Loddige, Conrad & Sons 

Loddige, Conrad & Sons operated a large nursery in Mare Street, Hackney. Loddige opened his first nursery in Hackney in 1787; by 1842, William Robinson, a Hackney antiquarian, would declare that Loddige’s nursery represented “the finest display of exotics ever collected in this country.”  By the date of the above letter, his nursery, later operated by his sons William and George, encompassed more than fifteen acres, where, Robinson writes, “productions from every part of the globe are cultivated, requiring a course of variety of temparature [sic]: for those from the tropical climates houses have been erected from twelve to forty feet in height.

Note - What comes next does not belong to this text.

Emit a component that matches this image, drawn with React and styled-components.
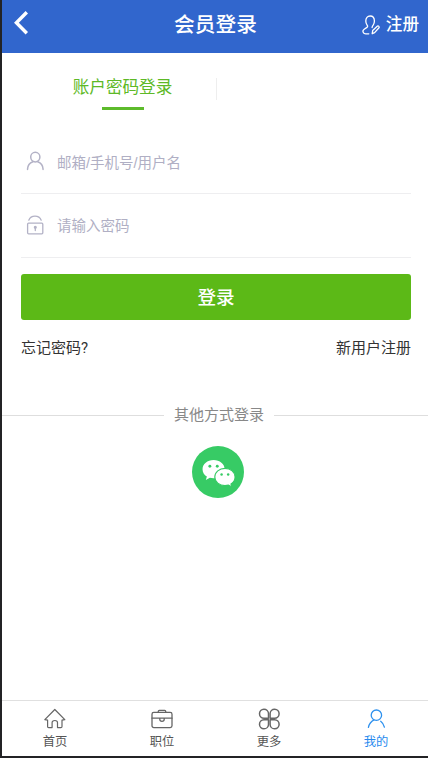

Of palms there are nearly two hundred species, and of orchiderus plants nearly two thousand.” Robinson adds, “The temperate houses extend upwards of 800 feet in length, and ample space is there devoted to camelias and plants from South America and New Holland, as well as heaths and multitudes of other plants from the Cape of Good Hope.”  To Robinson, there was no possibility of Loddige’s nursery ever “exhausting the countless wonders of nature.”  The Baptist missionary William Carey dealt with this firm regularly concerning his horticultural activities and plants in India. See Pigot and Co.'s London & Provincial New Commercial Directory for 1827-8 (London: J. Pigot, [1827]), 187; William Robinson, The History and Antiquities of the Parish of Hackney, in the County of Middlesex, 2 vols (London: John Bowyer Nichols and Son, W. Pickering, and Caleb Turner, 1842-43), 1:90, 91.